Like most laws addressing urban expansion and planning, properties inside the newly formed zoning area established under Law No. 23 constitute commonly owned property among all the rights holders in that zone. Each of those rights holders is granted equal shares to the estimated value of their property or in-kind properties. The local administrative unit deducts up to half of the surface area of each property in the zoned area in cities that are governorate centres without paying the property owners for this deduction. Instead, this deduction occurs in return for what Law No. 23 describes as the material and moral benefit that the property owner will receive as a result of their property entering the new zoning area, as well as the assets that will be allocated towards securing basic services. These include roads, public squares, parks, parking lots, public facilities, popular housing subdivisions and special service subdivisions, in addition to any increase in the purchase value of the properties.
Sources told The Syria Report that an initial appraisal committee was formed under Law No. 23. The committee comprised a real estate judge, two real estate experts, and two local resident representatives. The committee began its work in late June. The job of this committee is to give initial appraisals of the property values in the zoning area before it is zoned. Afterwards, a dispute resolution committee will be formed to consider any property ownership claims or disputes between property owners. That will be followed by a compulsory land readjustment committee to distribute the subdivisions in the zoning area to the rights holders.
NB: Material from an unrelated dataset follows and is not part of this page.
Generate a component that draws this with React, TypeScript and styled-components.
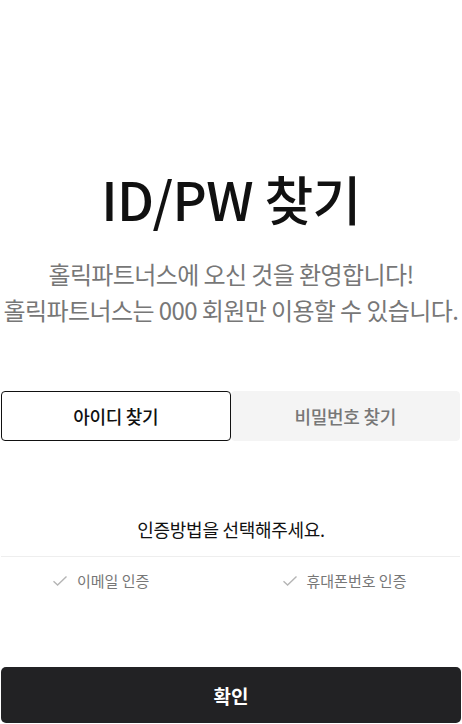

Compulsory land readjustment occurs during the zoning of an area, by distributing shares to rights holders in locations that are typically not the sites of their original properties.
On July 4, the head of the technical department at the Daraa city council told Tishreen that once the compulsory land readjustment decision is issued, the Directorate of Cadastral Affairs will be contacted to issue new property documents for the resulting properties and deliver them to their owners, so they can dispose of them, whether for licensing and construction or for selling them.